Task description.
Repeat exactly, and only, the lines from the one that contains "Give me the" to the one that contains "border-t border-l border-t-[#f4f4f4]", both ends included. Omit every picture.

[Stored items]
====

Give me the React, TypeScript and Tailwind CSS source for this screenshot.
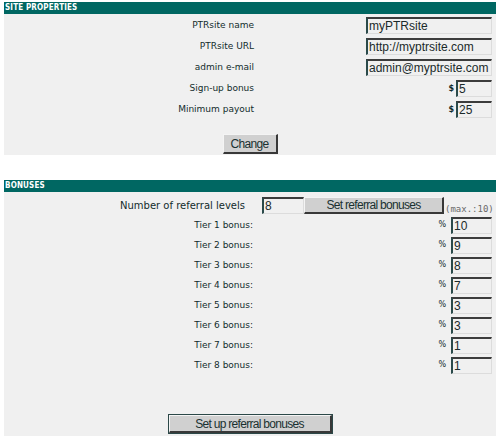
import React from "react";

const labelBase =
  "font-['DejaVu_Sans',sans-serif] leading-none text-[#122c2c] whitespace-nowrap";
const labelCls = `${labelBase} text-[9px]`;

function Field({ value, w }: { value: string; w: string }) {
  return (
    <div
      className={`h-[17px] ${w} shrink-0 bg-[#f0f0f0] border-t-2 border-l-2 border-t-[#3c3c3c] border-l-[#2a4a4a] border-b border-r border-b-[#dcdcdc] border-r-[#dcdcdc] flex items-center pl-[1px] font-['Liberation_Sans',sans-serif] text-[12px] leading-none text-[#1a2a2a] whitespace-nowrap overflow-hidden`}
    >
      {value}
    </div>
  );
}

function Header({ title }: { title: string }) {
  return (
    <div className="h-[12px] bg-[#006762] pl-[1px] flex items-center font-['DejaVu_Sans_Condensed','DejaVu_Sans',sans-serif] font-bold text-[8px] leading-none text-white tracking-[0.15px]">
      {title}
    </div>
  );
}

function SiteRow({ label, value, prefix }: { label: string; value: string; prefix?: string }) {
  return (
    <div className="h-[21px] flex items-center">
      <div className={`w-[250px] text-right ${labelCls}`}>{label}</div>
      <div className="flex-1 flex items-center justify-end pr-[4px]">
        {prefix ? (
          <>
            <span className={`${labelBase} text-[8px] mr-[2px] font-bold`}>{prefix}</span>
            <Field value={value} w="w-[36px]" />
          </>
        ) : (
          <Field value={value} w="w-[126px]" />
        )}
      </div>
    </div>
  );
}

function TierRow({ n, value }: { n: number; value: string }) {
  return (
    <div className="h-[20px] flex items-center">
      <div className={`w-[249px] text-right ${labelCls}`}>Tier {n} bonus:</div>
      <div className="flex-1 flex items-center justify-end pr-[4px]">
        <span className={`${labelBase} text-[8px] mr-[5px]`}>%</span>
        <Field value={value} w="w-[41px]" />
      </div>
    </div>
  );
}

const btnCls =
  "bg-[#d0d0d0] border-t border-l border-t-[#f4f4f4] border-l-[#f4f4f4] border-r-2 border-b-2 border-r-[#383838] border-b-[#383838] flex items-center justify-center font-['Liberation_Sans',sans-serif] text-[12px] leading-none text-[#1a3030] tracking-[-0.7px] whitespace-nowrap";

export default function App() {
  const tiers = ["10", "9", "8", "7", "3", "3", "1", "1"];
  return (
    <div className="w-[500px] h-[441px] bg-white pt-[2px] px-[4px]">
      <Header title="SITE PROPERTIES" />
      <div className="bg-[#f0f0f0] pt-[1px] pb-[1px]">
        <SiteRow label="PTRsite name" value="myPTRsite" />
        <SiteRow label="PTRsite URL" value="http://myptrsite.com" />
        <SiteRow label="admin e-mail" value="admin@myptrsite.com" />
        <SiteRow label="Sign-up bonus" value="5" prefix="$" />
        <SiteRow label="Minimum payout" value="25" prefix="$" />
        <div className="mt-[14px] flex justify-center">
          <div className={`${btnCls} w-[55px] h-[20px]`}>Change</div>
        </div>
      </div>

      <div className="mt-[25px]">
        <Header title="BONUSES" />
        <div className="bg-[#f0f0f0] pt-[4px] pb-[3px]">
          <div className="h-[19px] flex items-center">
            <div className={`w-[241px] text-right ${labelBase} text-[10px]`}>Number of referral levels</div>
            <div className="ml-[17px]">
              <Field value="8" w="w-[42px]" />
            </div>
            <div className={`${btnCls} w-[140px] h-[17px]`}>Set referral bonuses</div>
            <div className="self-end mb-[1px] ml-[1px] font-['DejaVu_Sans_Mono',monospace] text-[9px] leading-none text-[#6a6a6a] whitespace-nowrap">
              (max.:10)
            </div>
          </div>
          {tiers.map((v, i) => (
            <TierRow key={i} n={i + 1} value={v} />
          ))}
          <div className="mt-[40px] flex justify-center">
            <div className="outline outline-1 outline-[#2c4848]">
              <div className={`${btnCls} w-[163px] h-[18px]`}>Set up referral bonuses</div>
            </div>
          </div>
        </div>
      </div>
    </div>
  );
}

====

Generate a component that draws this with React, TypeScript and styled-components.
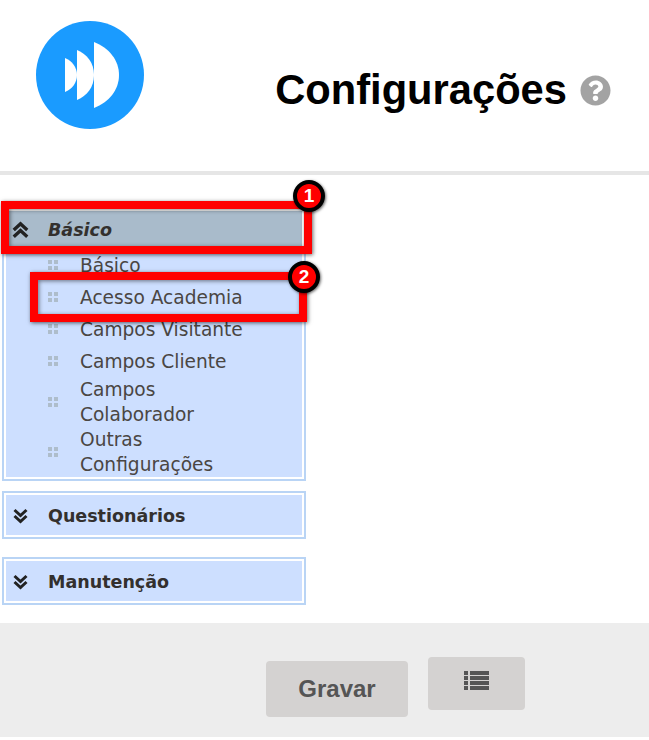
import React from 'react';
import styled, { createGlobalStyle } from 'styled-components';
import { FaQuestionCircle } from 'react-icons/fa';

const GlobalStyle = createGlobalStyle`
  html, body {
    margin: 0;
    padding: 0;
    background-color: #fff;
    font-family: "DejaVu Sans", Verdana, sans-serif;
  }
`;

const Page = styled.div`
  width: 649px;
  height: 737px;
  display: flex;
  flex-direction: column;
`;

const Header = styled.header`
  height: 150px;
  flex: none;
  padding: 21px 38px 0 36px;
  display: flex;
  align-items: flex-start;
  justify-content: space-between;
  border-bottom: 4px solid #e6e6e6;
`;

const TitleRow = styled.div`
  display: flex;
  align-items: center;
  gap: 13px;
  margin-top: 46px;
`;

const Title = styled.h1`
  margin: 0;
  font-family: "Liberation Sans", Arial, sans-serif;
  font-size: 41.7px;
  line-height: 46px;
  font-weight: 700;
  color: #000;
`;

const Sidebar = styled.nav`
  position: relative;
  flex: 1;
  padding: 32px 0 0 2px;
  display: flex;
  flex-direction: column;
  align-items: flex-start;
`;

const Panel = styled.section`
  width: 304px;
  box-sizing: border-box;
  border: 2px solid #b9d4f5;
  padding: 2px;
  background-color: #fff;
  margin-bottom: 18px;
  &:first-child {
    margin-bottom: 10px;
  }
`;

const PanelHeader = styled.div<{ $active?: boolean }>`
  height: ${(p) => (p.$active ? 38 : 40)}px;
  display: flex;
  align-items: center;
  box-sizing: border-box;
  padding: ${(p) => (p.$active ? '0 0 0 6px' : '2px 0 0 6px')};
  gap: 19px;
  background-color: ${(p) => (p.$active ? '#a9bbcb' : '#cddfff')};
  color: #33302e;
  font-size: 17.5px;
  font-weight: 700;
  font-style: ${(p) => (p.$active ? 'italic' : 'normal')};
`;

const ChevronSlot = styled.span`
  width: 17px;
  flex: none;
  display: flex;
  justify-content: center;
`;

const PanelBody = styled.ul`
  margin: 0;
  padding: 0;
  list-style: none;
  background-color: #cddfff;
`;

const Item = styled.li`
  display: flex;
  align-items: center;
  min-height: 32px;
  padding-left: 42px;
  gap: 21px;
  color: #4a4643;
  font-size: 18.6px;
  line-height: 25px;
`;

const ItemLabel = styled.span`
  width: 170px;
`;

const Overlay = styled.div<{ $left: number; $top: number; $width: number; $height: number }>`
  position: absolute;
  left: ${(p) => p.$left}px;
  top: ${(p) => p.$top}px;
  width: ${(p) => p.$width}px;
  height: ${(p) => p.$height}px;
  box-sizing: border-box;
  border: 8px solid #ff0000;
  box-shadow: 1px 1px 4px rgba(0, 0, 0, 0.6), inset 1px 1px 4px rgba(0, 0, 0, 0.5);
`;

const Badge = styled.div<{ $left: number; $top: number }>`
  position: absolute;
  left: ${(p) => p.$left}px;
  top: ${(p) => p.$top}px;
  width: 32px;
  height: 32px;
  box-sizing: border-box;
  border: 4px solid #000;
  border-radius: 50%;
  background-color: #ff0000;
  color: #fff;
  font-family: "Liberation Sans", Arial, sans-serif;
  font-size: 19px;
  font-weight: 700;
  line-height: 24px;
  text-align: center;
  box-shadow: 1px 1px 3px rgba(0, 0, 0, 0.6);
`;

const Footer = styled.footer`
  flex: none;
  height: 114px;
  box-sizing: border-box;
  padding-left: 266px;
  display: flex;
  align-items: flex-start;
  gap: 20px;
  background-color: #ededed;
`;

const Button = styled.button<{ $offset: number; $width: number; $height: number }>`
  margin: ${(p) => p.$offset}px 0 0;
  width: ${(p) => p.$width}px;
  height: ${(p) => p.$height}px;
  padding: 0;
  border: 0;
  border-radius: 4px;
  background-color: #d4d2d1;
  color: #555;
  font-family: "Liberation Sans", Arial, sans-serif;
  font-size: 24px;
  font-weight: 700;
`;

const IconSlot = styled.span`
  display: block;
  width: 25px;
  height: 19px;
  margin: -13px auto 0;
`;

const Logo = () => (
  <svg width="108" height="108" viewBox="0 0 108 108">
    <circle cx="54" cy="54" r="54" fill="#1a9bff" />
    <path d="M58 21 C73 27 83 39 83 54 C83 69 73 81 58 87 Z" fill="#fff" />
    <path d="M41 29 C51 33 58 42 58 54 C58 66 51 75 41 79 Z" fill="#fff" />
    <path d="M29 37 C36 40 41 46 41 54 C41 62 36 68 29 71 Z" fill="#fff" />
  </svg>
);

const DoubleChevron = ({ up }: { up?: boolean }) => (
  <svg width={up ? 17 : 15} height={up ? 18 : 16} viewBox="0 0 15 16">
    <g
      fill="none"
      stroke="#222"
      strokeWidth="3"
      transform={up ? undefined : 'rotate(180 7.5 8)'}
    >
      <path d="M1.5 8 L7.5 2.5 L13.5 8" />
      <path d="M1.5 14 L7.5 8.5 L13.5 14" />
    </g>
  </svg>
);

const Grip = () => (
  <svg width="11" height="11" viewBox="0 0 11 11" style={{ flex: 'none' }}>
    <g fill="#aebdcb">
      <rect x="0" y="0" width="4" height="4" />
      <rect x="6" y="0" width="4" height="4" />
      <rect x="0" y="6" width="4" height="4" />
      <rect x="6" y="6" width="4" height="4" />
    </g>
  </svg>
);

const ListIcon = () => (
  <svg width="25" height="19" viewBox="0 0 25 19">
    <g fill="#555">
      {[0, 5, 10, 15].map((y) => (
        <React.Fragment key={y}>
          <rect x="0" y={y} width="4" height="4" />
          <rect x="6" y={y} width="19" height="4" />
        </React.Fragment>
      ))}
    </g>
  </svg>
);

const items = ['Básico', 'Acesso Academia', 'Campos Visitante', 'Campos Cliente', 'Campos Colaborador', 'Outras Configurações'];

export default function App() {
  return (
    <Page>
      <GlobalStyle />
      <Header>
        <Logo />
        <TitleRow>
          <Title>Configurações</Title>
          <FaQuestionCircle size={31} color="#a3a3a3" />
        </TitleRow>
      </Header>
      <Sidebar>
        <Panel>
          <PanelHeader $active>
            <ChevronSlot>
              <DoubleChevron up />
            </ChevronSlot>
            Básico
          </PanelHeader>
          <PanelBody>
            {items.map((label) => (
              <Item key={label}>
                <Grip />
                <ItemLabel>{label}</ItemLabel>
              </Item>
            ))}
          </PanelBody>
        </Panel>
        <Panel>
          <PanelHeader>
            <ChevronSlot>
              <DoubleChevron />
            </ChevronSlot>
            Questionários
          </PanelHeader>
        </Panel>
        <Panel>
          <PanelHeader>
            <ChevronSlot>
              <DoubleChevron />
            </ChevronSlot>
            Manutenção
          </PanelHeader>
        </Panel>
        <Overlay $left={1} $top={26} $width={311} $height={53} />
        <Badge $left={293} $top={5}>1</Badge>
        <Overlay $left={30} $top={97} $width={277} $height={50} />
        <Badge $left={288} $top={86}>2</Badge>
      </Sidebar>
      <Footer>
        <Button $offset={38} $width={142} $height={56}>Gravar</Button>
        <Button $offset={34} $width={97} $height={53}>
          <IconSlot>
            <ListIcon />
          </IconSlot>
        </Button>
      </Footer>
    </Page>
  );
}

====

Expected answer.
Give me the React, TypeScript and Tailwind CSS source for this screenshot.
import React from "react";

const labelBase =
  "font-['DejaVu_Sans',sans-serif] leading-none text-[#122c2c] whitespace-nowrap";
const labelCls = `${labelBase} text-[9px]`;

function Field({ value, w }: { value: string; w: string }) {
  return (
    <div
      className={`h-[17px] ${w} shrink-0 bg-[#f0f0f0] border-t-2 border-l-2 border-t-[#3c3c3c] border-l-[#2a4a4a] border-b border-r border-b-[#dcdcdc] border-r-[#dcdcdc] flex items-center pl-[1px] font-['Liberation_Sans',sans-serif] text-[12px] leading-none text-[#1a2a2a] whitespace-nowrap overflow-hidden`}
    >
      {value}
    </div>
  );
}

function Header({ title }: { title: string }) {
  return (
    <div className="h-[12px] bg-[#006762] pl-[1px] flex items-center font-['DejaVu_Sans_Condensed','DejaVu_Sans',sans-serif] font-bold text-[8px] leading-none text-white tracking-[0.15px]">
      {title}
    </div>
  );
}

function SiteRow({ label, value, prefix }: { label: string; value: string; prefix?: string }) {
  return (
    <div className="h-[21px] flex items-center">
      <div className={`w-[250px] text-right ${labelCls}`}>{label}</div>
      <div className="flex-1 flex items-center justify-end pr-[4px]">
        {prefix ? (
          <>
            <span className={`${labelBase} text-[8px] mr-[2px] font-bold`}>{prefix}</span>
            <Field value={value} w="w-[36px]" />
          </>
        ) : (
          <Field value={value} w="w-[126px]" />
        )}
      </div>
    </div>
  );
}

function TierRow({ n, value }: { n: number; value: string }) {
  return (
    <div className="h-[20px] flex items-center">
      <div className={`w-[249px] text-right ${labelCls}`}>Tier {n} bonus:</div>
      <div className="flex-1 flex items-center justify-end pr-[4px]">
        <span className={`${labelBase} text-[8px] mr-[5px]`}>%</span>
        <Field value={value} w="w-[41px]" />
      </div>
    </div>
  );
}

const btnCls =
  "bg-[#d0d0d0] border-t border-l border-t-[#f4f4f4] border-l-[#f4f4f4] border-r-2 border-b-2 border-r-[#383838] border-b-[#383838] flex items-center justify-center font-['Liberation_Sans',sans-serif] text-[12px] leading-none text-[#1a3030] tracking-[-0.7px] whitespace-nowrap";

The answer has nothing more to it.